There is a case to be made that the best crime novels depict deeply flawed heroes who are not beyond redemption. Such characters endow the reader with the conceit that he/she is a helpless God, willing the hero to make a few not unrealistic changes to part the Red Sea of circumstance and walk down that narrow damp path to that rooted for redemption. The hero of this novel, fits this bill and while some of his behaviour may not win him gold stars for winning the reader’s heart, he does show a capacity to change and to let the light of experience fight its way into the narrow cracks of his conscience. But at the end of the day, his heart is always in the right place and perhaps his, just like our less than honourable and savoury ways, could be a reflection of the despair one may find oneself in, but with the right goals and people around us, redemption is always on the menu. This makes Karl a very credible protagonist and one the reader will enjoy sticking with to the final page of the book.
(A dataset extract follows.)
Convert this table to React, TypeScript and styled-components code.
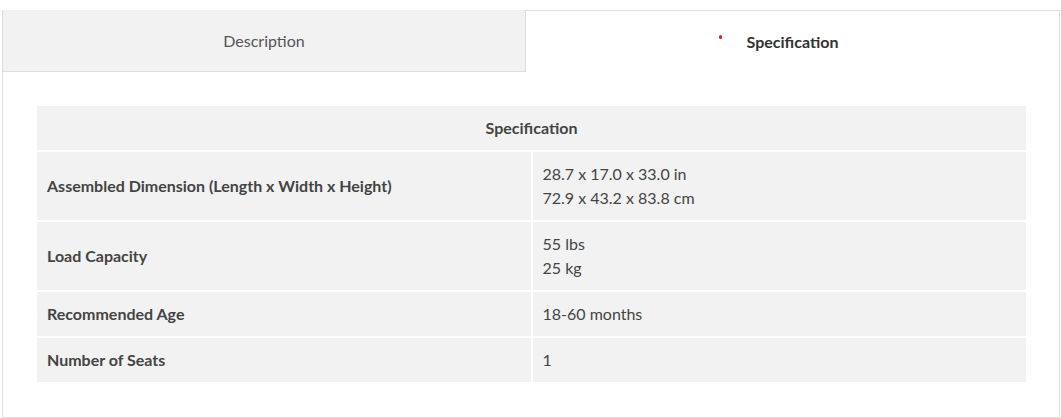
import React from 'react';
import styled, { createGlobalStyle } from 'styled-components';

const GlobalStyle = createGlobalStyle`
  html, body { margin: 0; padding: 0; background: #fff; }
  body { font-family: Lato, 'Open Sans', sans-serif; color: #444; }
`;

interface SpecRow {
  label: string;
  values: string[];
}

const specs: SpecRow[] = [
  { label: 'Assembled Dimension (Length x Width x Height)', values: ['28.7 x 17.0 x 33.0 in', '72.9 x 43.2 x 83.8 cm'] },
  { label: 'Load Capacity', values: ['55 lbs', '25 kg'] },
  { label: 'Recommended Age', values: ['18-60 months'] },
  { label: 'Number of Seats', values: ['1'] },
];

const Wrapper = styled.div`
  margin: 10px 2px 0 2px;
  width: 1058px;
  box-sizing: border-box;
`;

const TabBar = styled.div`
  display: flex;
`;

const Tab = styled.div<{ active?: boolean }>`
  flex: ${({ active }) => (active ? '1' : '0 0 524px')};
  height: 62px;
  box-sizing: border-box;
  display: flex;
  align-items: center;
  justify-content: center;
  font-size: 16px;
  cursor: pointer;
  background: ${({ active }) => (active ? '#fff' : '#f2f2f2')};
  color: ${({ active }) => (active ? '#333' : '#555')};
  font-weight: ${({ active }) => (active ? 700 : 400)};
  border-left: ${({ active }) => (active ? 'none' : '1px solid #ddd')};
  border-right: 1px solid #ddd;
  border-top: ${({ active }) => (active ? '1px solid #ddd' : 'none')};
  border-bottom: ${({ active }) => (active ? 'none' : '1px solid #ddd')};
  padding-bottom: ${({ active }) => (active ? '0' : '1px')};
`;

const TabLabel = styled.span`
  position: relative;
`;

const Dot = styled.span`
  position: absolute;
  left: -28px;
  top: 3px;
  width: 3.5px;
  height: 3.5px;
  border-radius: 50%;
  background: #e31b23;
`;

const Panel = styled.div`
  border: 1px solid #ddd;
  border-top: none;
  padding: 32px 31px 33px 32px;
`;

const Table = styled.table`
  width: 100%;
  border-collapse: separate;
  border-spacing: 2px;
  font-size: 16px;
  color: #444;
  table-layout: fixed;
`;

const HeadCell = styled.th`
  background: #f2f2f2;
  font-weight: 700;
  text-align: center;
  padding: 10px;
  line-height: 24px;
`;

const Cell = styled.td<{ label?: boolean }>`
  width: 50%;
  background: #f2f2f2;
  padding: 10px;
  line-height: 24px;
  vertical-align: middle;
  font-weight: ${({ label }) => (label ? 700 : 400)};
`;

const App: React.FC = () => {
  return (
    <>
      <GlobalStyle />
      <Wrapper>
        <TabBar>
          <Tab>Description</Tab>
          <Tab active>
            <TabLabel>
              <Dot />
              Specification
            </TabLabel>
          </Tab>
        </TabBar>
        <Panel>
          <Table>
            <thead>
              <tr>
                <HeadCell colSpan={2}>Specification</HeadCell>
              </tr>
            </thead>
            <tbody>
              {specs.map((row) => (
                <tr key={row.label}>
                  <Cell label>{row.label}</Cell>
                  <Cell>
                    {row.values.map((v, i) => (
                      <div key={i}>{v}</div>
                    ))}
                  </Cell>
                </tr>
              ))}
            </tbody>
          </Table>
        </Panel>
      </Wrapper>
    </>
  );
};

export default App;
I also was fascinated by a crime novel whose geographical setting (Vancouver, British Columbia) is largely and woefully under-represented within the world of English-language crime fiction. There are numerous references to streets and towns that give this book one of its piquant flavours and aromas that is uniquely Vancouver. To the reader who likes to see the world in his/her reading material, this is an added bonus.

Ride the Lightning is Dietrich’s debut novel, and I thoroughly recommend it.

Ride the Lightning is published by ECW Press and is available in all good bookstores and in ebook format.